War Reuter somit ein Vertreter der „Deutschland AG“ und gleichzeitig an ihrer Auflösung beteiligt? Wie ist vor diesem Hintergrund seine umstrittene Diversifzierungsstrategie und der Umbau von Daimler-Benz zu einem „integrierten Technologiekonzern“ zu interpretieren? Was waren die Motive für diese Strategie, welche Rolle hatte die Industriepolitik und wer stellte sich warum dagegen? Welche Bedeutung kommt dem Epochenumbruch von 1989/90 für die Probleme der Konzernerweiterungsstrategie zu?

Das Forschungsprojekt widmet sich diesen Fragen. Auf der Basis einer umfassenden Archivrecherche soll die erste wissenschaftliche Biographie Edzard Reuters entstehen. Dabei soll das Buch sich auch an ein breiteres, historisch interessiertes Publikum richten, das mehr über die bundesdeutschen Wirtschafts- und Gesellschaftsgeschichte am Beispiel einer herausragenden Biographie erfahren möchte.

In diesem Sine ließe sich beispielsweise fragen, inwiefern zumindest die erste Phase von Reuters Karriere bei Daimler-Benz typisch für betriebsinterne Aufstiegskarrieren in westdeutschen Unternehmen in den 1960er und 1970er Jahren war. Oder es ließe sich fragen, wie Reuter die neue soziale Leitfigur „Manager“ verkörperte: wie erfüllte und prägte er den Symbolcharakter des Managers für eine ergebnisorientierte, marktwirtschaftlich-meritokratische Wissensgesellschaft?[1]

Und es wird gleichzeitig auch zu fragen sein, inwiefern das Individuelle der Lebensgeschichte Reuters im Kontrast zu kollektiven Phänomenen zu interpretieren ist (z.B. für die Exilzeit vs. Elitenkontinuität in deutschen Unternehmen; z.B. für die sozialdemokratische Herkunft vs. Prägungen im Nationalsozialismus). Für eine Biographie, die auch Aussagen über gesamtgesellschaftliche Phänomene und Entwicklungen treffen möchte, gehören beide Aspekte zusammen. Was waren die Bedingungen der Möglichkeit des individuellen Erfolgs?
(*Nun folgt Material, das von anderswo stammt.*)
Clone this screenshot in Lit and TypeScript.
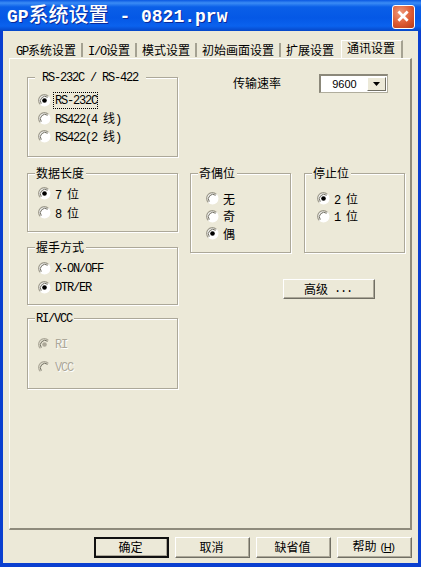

Und welche Aussagen lassen sich anhand individueller Spezifika (der Exzeptionalität, des Außenseitertums etc.) über gesellschaftliche Normalität treffen?


[1] Vgl. Bernhard Dietz, Der Aufstieg der Manager. Wertewandel in den Führungsetagen der westdeutschen Wirtschaft 1949-1989, Berlin/Boston 2020.